Overall, I feel that dict unpacking could be useful, but it’s rather niche, difficult to get the details of the design right, and will probably mostly end up being used in cases where it’s a “good enough” solution. In particular, I’d hate to see APIs being explicitly designed to return dicts so you can use dict unpacking on them. So overall I’m probably +0 on the idea.

jimy-byerley · September 4, 2022, 11:46am

In fact I have nothing against scipy.optimize.minimize returning a structure or a SimpleNamespace. This is just an example to highlight that there is existing APIs returning many more values than what is strictly necessary, including intermediate results.

If such function was returning a dict (like in other APIs that I do not have in mind), this would makes it just one case in many, in which an dict unpacking syntax can be useful to the user.
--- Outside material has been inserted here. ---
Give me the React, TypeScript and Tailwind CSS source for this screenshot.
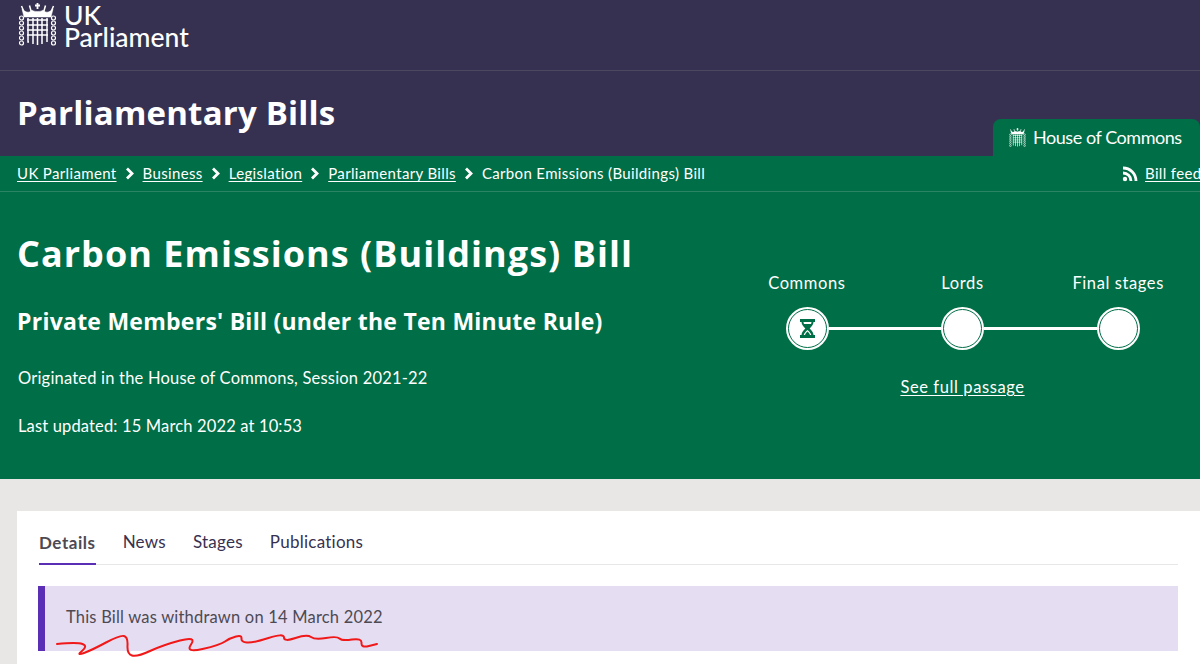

This is not the case requiring the new syntax.

This is something I’m afraid of.

Since the example of “case 3” does not make any assumption on how the functions called by this procedure are designed, I would say in a general case that they could eventually be well designed, so the guy writing procedure might have no choice but to pass **kwargs or each parameter namely.
I agree that this could be a rare case.